Here’s what I wrote in the book:

…despite all of the precautions, NASA did demonstrate its willingness to risk the lives of its astronauts, when in a daring mission, it won the space race in December of 1968 with the Apollo 8 mission around the moon. What was daring about it?

The previous April, there had been a partial disaster during an early test of the new Saturn V rocket, whose express purpose was to send astronauts to the moon. It suffered from the same “pogo” problems that had earlier afflicted the Titan, almost shaking the vehicle apart during ascent, with some structural failure in the first stage. Two of the second-stage’s five engines failed, and the single third-stage engine failed to reignite in orbit. Von Braun’s team went to work to sort out the problems, and a few months later, after some ground tests, declared it ready to fly again. NASA was under some pressure because there were rumors that the Soviets were going to send some cosmonauts to circumnavigate the moon with the Zond spacecraft by the end of the year (they had already sent some animals on such a trip).

While it wouldn’t have been a loss of the space race, the goal of which was to land on the moon, and not just fly around it, being beaten to that next first would have been another blow to the national psyche after Sputnik and Gagarin, and the first space walk. The lunar module wasn’t ready yet, and not expected to be until the spring of 1969, so NASA decided to scrap their plan of doing an earth-orbit rehearsal, and instead decided to go for the moon on the very next flight of the Saturn V, and without another unmanned test flight despite the problems on the previous flight. They were willing to throw the dice, and the astronauts (Frank Borman, Jim Lovell and Bill Anders) were willing to risk their lives, because it was important. The whole purpose of the program was to demonstrate that our system was superior to the Soviets, and to be afraid to fly would have rendered it pointless. It is hard to imagine today’s NASA taking such a risk with its astronauts’ lives, because nothing NASA is doing today is perceived as being sufficiently important.

[Cross posted at Safe Is Not An Option]

10 thoughts on “Inspiration Apollo”

  1. Too bad it was important for the wrong reason. Filling the solar system with human economic activity with freedom is the right reason, but even today fails to pass the giggle test.

    1. “Too bad it was important for the wrong reason.”

      What? It helped defeat one of the most evil, murderous empires in history. I can’t think of a higher calling at the time.

      1. Unless winning the space race extended the cold war?
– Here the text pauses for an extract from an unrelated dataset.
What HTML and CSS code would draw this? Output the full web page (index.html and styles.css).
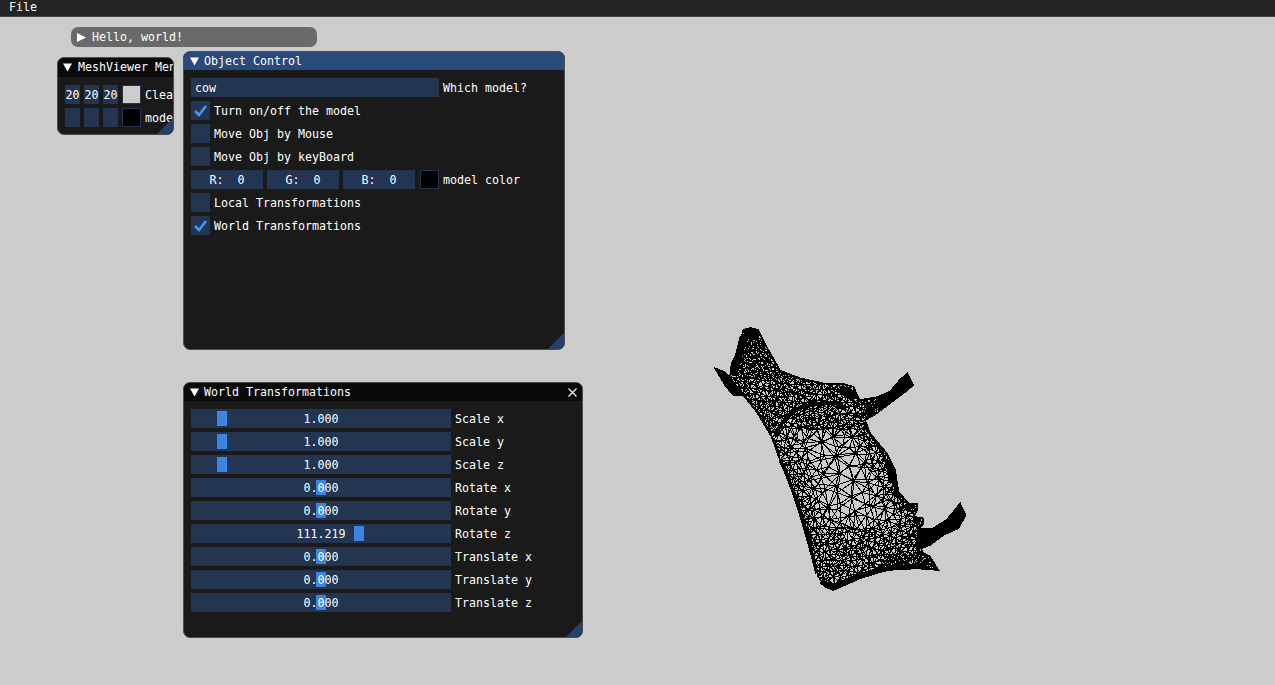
FILE: index.html
```html
<!DOCTYPE html>
<html lang="en">
<head>
<meta charset="utf-8">
<title>MeshViewer</title>
<link rel="stylesheet" href="styles.css">
</head>
<body>
<header class="menubar"><span class="menu-item">File</span></header>
<main class="desktop">
  <section class="win win-hello">
    <div class="title collapsed"><svg class="arrow" viewBox="0 0 9 9"><path d="M0 0L9 4.5L0 9Z"/></svg><span>Hello, world!</span></div>
  </section>

  <section class="win win-mesh">
    <div class="title"><svg class="arrow" viewBox="0 0 9 9"><path d="M0 0.5H9L4.5 8.5Z"/></svg><span>MeshViewer Menu</span></div>
    <div class="body body-mesh">
      <div class="row">
        <div class="frame tiny">20</div><div class="frame tiny">20</div><div class="frame tiny">20</div>
        <div class="swatch swatch-light"></div><span class="label">Clear color</span>
      </div>
      <div class="row">
        <div class="frame tiny"></div><div class="frame tiny"></div><div class="frame tiny"></div>
        <div class="swatch"></div><span class="label">model color</span>
      </div>
    </div>
    <div class="grip"></div>
  </section>

  <section class="win win-object">
    <div class="title active"><svg class="arrow" viewBox="0 0 9 9"><path d="M0 0.5H9L4.5 8.5Z"/></svg><span>Object Control</span></div>
    <div class="body">
      <div class="row"><div class="frame input">cow</div><span class="label">Which model?</span></div>
      <div class="row"><div class="frame check"><svg viewBox="0 0 19 19"><path d="M4 10L8 14L15 5"/></svg></div><span class="label">Turn on/off the model</span></div>
      <div class="row"><div class="frame check"></div><span class="label">Move Obj by Mouse</span></div>
      <div class="row"><div class="frame check"></div><span class="label">Move Obj by keyBoard</span></div>
      <div class="row">
        <div class="frame rgb">R:  0</div><div class="frame rgb">G:  0</div><div class="frame rgb">B:  0</div>
        <div class="swatch swatch-gap"></div><span class="label">model color</span>
      </div>
      <div class="row"><div class="frame check"></div><span class="label">Local Transformations</span></div>
      <div class="row"><div class="frame check"><svg viewBox="0 0 19 19"><path d="M4 10L8 14L15 5"/></svg></div><span class="label">World Transformations</span></div>
    </div>
    <div class="grip"></div>
  </section>

  <section class="win win-world">
    <div class="title"><svg class="arrow" viewBox="0 0 9 9"><path d="M0 0.5H9L4.5 8.5Z"/></svg><span>World Transformations</span>
      <svg class="close" viewBox="0 0 9 9"><path d="M0.5 0.5L8.5 8.5M8.5 0.5L0.5 8.5"/></svg></div>
    <div class="body">
      <div class="row"><div class="frame slider"><i class="grab" style="left:26px"></i><span>1.000</span></div><span class="label">Scale x</span></div>
      <div class="row"><div class="frame slider"><i class="grab" style="left:26px"></i><span>1.000</span></div><span class="label">Scale y</span></div>
      <div class="row"><div class="frame slider"><i class="grab" style="left:26px"></i><span>1.000</span></div><span class="label">Scale z</span></div>
      <div class="row"><div class="frame slider"><i class="grab" style="left:125px"></i><span>0.000</span></div><span class="label">Rotate x</span></div>
      <div class="row"><div class="frame slider"><i class="grab" style="left:125px"></i><span>0.000</span></div><span class="label">Rotate y</span></div>
      <div class="row"><div class="frame slider"><i class="grab" style="left:163px"></i><span>111.219</span></div><span class="label">Rotate z</span></div>
      <div class="row"><div class="frame slider"><i class="grab" style="left:125px"></i><span>0.000</span></div><span class="label">Translate x</span></div>
      <div class="row"><div class="frame slider"><i class="grab" style="left:125px"></i><span>0.000</span></div><span class="label">Translate y</span></div>
      <div class="row"><div class="frame slider"><i class="grab" style="left:125px"></i><span>0.000</span></div><span class="label">Translate z</span></div>
    </div>
    <div class="grip"></div>
  </section>

  <svg id="cow" class="cow" viewBox="0 0 840 840" aria-label="Wireframe cow"></svg>
</main>
<script src="app.js"></script>
</body>
</html>
```
FILE: styles.css
```css
* { box-sizing: border-box; }
html, body { margin: 0; height: 100%; overflow: hidden; }
body {
  background: #cccccc;
  color: #ffffff;
  font: 11.63px/19px "DejaVu Sans Mono", "Liberation Mono", monospace;
}
.menubar {
  height: 17px;
  background: #242424;
  border-bottom: 1px solid #45454f;
  padding-left: 9px;
  line-height: 15px;
}
.desktop { position: relative; height: 668px; }

.win {
  position: absolute;
  background: #1a1a1a;
  border: 1px solid #4d4d55;
  border-radius: 7px;
  overflow: hidden;
}
.win-hello { left: 71px; top: 10px; width: 246px; height: 20px; border: 0; background: #696969; }
.win-mesh { left: 57px; top: 40px; width: 117px; height: 78px; }
.win-object { left: 183px; top: 34px; width: 382px; height: 299px; }
.win-world { left: 183px; top: 365px; width: 400px; height: 256px; }

.title {
  display: flex;
  align-items: center;
  gap: 5px;
  height: 18px;
  padding-left: 6px;
  background: #0a0a0a;
  white-space: nowrap;
}
.title.active { background: #294a7a; }
.title.collapsed { height: 20px; background: transparent; gap: 6px; }
.win-mesh .title { padding-left: 5px; height: 19px; gap: 6px; }
.arrow { width: 9px; height: 9px; fill: #fff; flex: none; }
.close {
  width: 9px; height: 9px;
  margin-left: auto; margin-right: 5px;
  stroke: #f2f2f2; stroke-width: 1.2; fill: none;
}

.body { display: flex; flex-direction: column; gap: 4px; padding: 8px 7px; }
.body-mesh { padding-right: 0; }
.row { display: flex; align-items: center; gap: 4px; height: 19px; }
.label { flex: none; white-space: nowrap; padding-top: 2px; }

.frame { background: #233550; height: 19px; flex: none; line-height: 21px; }
.tiny { width: 15px; text-align: center; }
.input { width: 248px; padding-left: 4px; }
.rgb { width: 72px; text-align: center; white-space: pre; }
.check { width: 19px; }
.check svg { display: block; width: 19px; height: 19px; fill: none; stroke: #4296fa; stroke-width: 2.6; }
.swatch { width: 19px; height: 19px; background: #000; border: 1px solid #233550; flex: none; }
.swatch-light { background: #cccccc; }
.swatch-gap { margin-left: 1px; }

.slider { position: relative; width: 260px; text-align: center; }
.slider span { position: relative; }
.grab { position: absolute; top: 2px; width: 10px; height: 15px; background: #3d85e0; }

.grip {
  position: absolute;
  right: 0; bottom: 0;
  width: 0; height: 0;
  border-style: solid;
  border-width: 0 0 16px 16px;
  border-color: transparent transparent #25416b transparent;
}
.cow { position: absolute; left: 700px; top: 303px; width: 280px; height: 280px; }
```
FILE: app.js
```js
(function () {
  var NS = 'http://www.w3.org/2000/svg';
  var svg = document.getElementById('cow');
  var outline = [[130,30],[150,24],[175,30],[187,55],[205,90],[225,125],[240,152],[300,175],[370,190],[430,192],[460,200],[478,240],[530,232],[570,215],[600,180],[622,160],[640,195],[620,212],[570,250],[530,280],[495,300],[510,340],[560,400],[585,450],[595,515],[625,550],[650,550],[652,570],[640,590],[668,595],[670,612],[655,628],[700,625],[740,600],[765,570],[780,550],[797,585],[775,625],[730,645],[690,675],[650,690],[690,710],[715,750],[650,745],[560,750],[480,775],[400,810],[375,800],[355,770],[335,690],[310,600],[280,510],[240,420],[215,350],[170,275],[130,225],[100,225],[75,195],[45,145],[70,155],[90,170],[95,130],[120,85],[125,50]];
  var seed = 12345;
  function rnd() { seed = (seed * 1664525 + 1013904223) % 4294967296; return seed / 4294967296; }
  function inside(x, y) {
    var c = false;
    for (var i = 0, j = outline.length - 1; i < outline.length; j = i++) {
      var a = outline[i], b = outline[j];
      if ((a[1] > y) !== (b[1] > y) && x < (b[0] - a[0]) * (y - a[1]) / (b[1] - a[1]) + a[0]) c = !c;
    }
    return c;
  }
  function edgeDist(x, y) {
    var best = 1e9;
    for (var i = 0, j = outline.length - 1; i < outline.length; j = i++) {
      var a = outline[i], b = outline[j], ux = b[0] - a[0], uy = b[1] - a[1];
      var t = Math.max(0, Math.min(1, ((x - a[0]) * ux + (y - a[1]) * uy) / (ux * ux + uy * uy)));
      var dx = x - a[0] - t * ux, dy = y - a[1] - t * uy, d = dx * dx + dy * dy;
      if (d < best) best = d;
    }
    return Math.sqrt(best);
  }
  // Target spacing of mesh vertices, in viewBox units (3 units = 1 screen pixel).
  function spacing(x, y) {
    if (y < 130) return 9;
    if (y < 175) return 10;
    if (x > 480 && y < 300) return 8;
    if (x > 650) return 8;
    if (y > 700 && x > 560) return 9;
    var e = edgeDist(x, y);
    var s = 11 + e * 0.2;
    if (y < 330) s = Math.min(s, 13);
    if (y > 620) s = Math.min(s, 15);
    return Math.min(s, 34);
  }
  // One shell of the model: a Delaunay mesh of the silhouette. The render is a
  // see-through wireframe, so a front and a back shell are overlaid.
  function shell() {
    var pts = outline.map(function (p) { return [p[0], p[1]]; });
    for (var n = 0; n < 22000; n++) {
      var x = 40 + rnd() * 760, y = 20 + rnd() * 800;
      if (!inside(x, y)) continue;
      var r = spacing(x, y), r2 = r * r, ok = true;
      for (var k = 0; k < pts.length; k++) {
        var ddx = pts[k][0] - x, ddy = pts[k][1] - y;
        if (ddx * ddx + ddy * ddy < r2) { ok = false; break; }
      }
      if (ok) pts.push([x, y]);
    }
    var all = pts.concat([[-5000, -5000], [6000, -5000], [400, 7000]]);
    var N = pts.length;
    function tri(a, b, c) {
      var A = all[a], B = all[b], C = all[c];
      var D = 2 * (A[0] * (B[1] - C[1]) + B[0] * (C[1] - A[1]) + C[0] * (A[1] - B[1]));
      var a2 = A[0] * A[0] + A[1] * A[1], b2 = B[0] * B[0] + B[1] * B[1], c2 = C[0] * C[0] + C[1] * C[1];
      var ux = (a2 * (B[1] - C[1]) + b2 * (C[1] - A[1]) + c2 * (A[1] - B[1])) / D;
      var uy = (a2 * (C[0] - B[0]) + b2 * (A[0] - C[0]) + c2 * (B[0] - A[0])) / D;
      return { a: a, b: b, c: c, x: ux, y: uy, r: (A[0] - ux) * (A[0] - ux) + (A[1] - uy) * (A[1] - uy) };
    }
    var tris = [tri(N, N + 1, N + 2)];
    function addEdge(edges, p, q) {
      var key = Math.min(p, q) + '_' + Math.max(p, q);
      edges[key] = edges[key] ? null : [p, q];
    }
    for (var i = 0; i < N; i++) {
      var P = all[i], keep = [], edges = {};
      for (var t = 0; t < tris.length; t++) {
        var T = tris[t], ex = P[0] - T.x, ey = P[1] - T.y;
        if (ex * ex + ey * ey < T.r) {
          addEdge(edges, T.a, T.b); addEdge(edges, T.b, T.c); addEdge(edges, T.c, T.a);
        } else keep.push(T);
      }
      for (var key in edges) if (edges[key]) keep.push(tri(edges[key][0], edges[key][1], i));
      tris = keep;
    }
    var seen = {}, d = '';
    function edge(a, b) {
      var key = Math.min(a, b) + '_' + Math.max(a, b);
      if (seen[key]) return;
      seen[key] = 1;
      d += 'M' + all[a][0].toFixed(0) + ' ' + all[a][1].toFixed(0) + 'L' + all[b][0].toFixed(0) + ' ' + all[b][1].toFixed(0);
    }
    tris.forEach(function (T) {
      if (T.a >= N || T.b >= N || T.c >= N) return;
      var cx = (all[T.a][0] + all[T.b][0] + all[T.c][0]) / 3, cy = (all[T.a][1] + all[T.b][1] + all[T.c][1]) / 3;
      if (!inside(cx, cy)) return;
      edge(T.a, T.b); edge(T.b, T.c); edge(T.c, T.a);
    });
    return d;
  }
  function path(pathData, width, fill) {
    var el = document.createElementNS(NS, 'path');
    el.setAttribute('d', pathData);
    el.setAttribute('fill', fill ? '#000' : 'none');
    el.setAttribute('stroke', '#000');
    el.setAttribute('stroke-width', width);
    el.setAttribute('shape-rendering', 'crispEdges');
    svg.appendChild(el);
  }
  path(shell(), 3);
  path(shell(), 3);
  path('M' + outline.map(function (p) { return p.join(' '); }).join('L') + 'Z', 5);
  // Places where the real mesh is so fine that it reads as a solid mass.
  path('M655 628L700 625L740 600L765 570L780 550L797 585L775 625L730 645L690 675L650 690Z', 3, true);
  path('M540 240L570 215L600 180L622 160L640 195L620 212L570 250L535 272Z', 3, true);
  path('M45 145L70 155L90 170L130 225L100 225L75 195Z', 3, true);
  path('M225 345Q260 270 330 255T430 260', 11);
  path('M500 330Q560 400 575 490', 8);
  path('M570 430Q592 490 590 530', 14);
  path('M240 420Q290 520 350 760', 9);
  path('M362 785L400 800L480 765L570 745L680 735', 14);
  path('M130 50L118 100L100 165', 22);
  path('M135 38L175 42', 26);
  path('M420 205L465 235', 26);
  path('M615 560L645 560M640 600L660 605', 16);
})();
```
The Soviet Union fell because they could not keep up with us economically. If they had been ahead and tried to keep ahead that might have ended the cold war much earlier.

        Unless of course, Jimmy Carter was still elected president.

  2. Organizations go through life cycles just like individuals do,

    In the 1960’s NASA was in its youth, full of self confidence and will to take risks. Today it is old and overloaded with bureaucratic red tape. They probably could have even done the feas

  3. Organizations go through life cycles just like individuals do,

    In the 1960’s NASA was in its youth, full of self confidence and will to take risks. Today it is old and overloaded with bureaucratic red tape. They probably could have even done the feasibility study in the time frame it took them to organize and implement Apollo 8.

    Sadly, thanks to COTS/CCD/CCP/What ever commercial crew is called today they are driving the New Space Contractors in aging prematurely killing off the great possibilities they once showed for opening space up.

    All the more reason to get rid of NASA now. At least if you want to do anything useful in space like planetary defense or the economic development of the Solar System.

    1. Getting rid of NASA is unlikely. Severely restricting its operations is more plausible given budget realities like sequestration.

      I think Jim Bennett had a great idea with the Space Guard (to be established under the department of Transportation or Commerce, modeled after the Coast Guard). Offload any routine (e.g. TRL-9) operations from NASA to the Space Guard. Downsize the Air Force by transferring the orbital debris tracking functions (and other space-related non-warfighting functions) from the AF to the Space Guard. Limit NASA to moving technologies from TRL-1 to 9, more along the lines of the role of NACA. Change the various remaining NASA centers to Federally Funded Research and Development Centers like JPL. Above all, reorganize the HQ to reflect the much-reduced role of the organization.

      The creation of a Space Guard and downsizing of the Air Force and NASA (and a few other agencies with space-related routine non-military operations) would be political gold for Congressmen on both sides of the aisle. The cuts would be real, at first. It would be a short-term big cut in the budget, with a built in long-term growing component.

      This would allow NASA to focus on the edge of the envelope, with the Space Guard doing everything else inside the envelope. It would allow the Air Force to focus their space efforts on military applications. It would also encourage STEM education with the incentive of an actual Space Cadet corps.

      1. ” Limit NASA to moving technologies from TRL-1 to 9, more along the lines of the role of NACA. ”

        You have a good idea but I think TRL-9 is a little high. Not all tech is worthy enough to get to 9.

        But certainly moving tech from 1 to 4-5-6 is a great idea and then maybe specific promising tech, or tech someone has flown in a sounding rocket (for example), to 7-8-9.

        As a side note: TRL matters because NASA says it matters. And NASA has recently upped the importance of TRL to try and avoid repeats of recent failures. This has negative side effects:

        One project I’m working on is not using the best detector chip because it has a low TRL so we are using a less optimal chip because it has a higher TRL. We care, of course, because it’s NASA who will continue to give us more money for the project. So there are some political cross-connections that may not be the healthiest.

        But in general I’m on board with your idea and have long thought that NASA should be proving the risky tech and businesses should be building the spacecraft.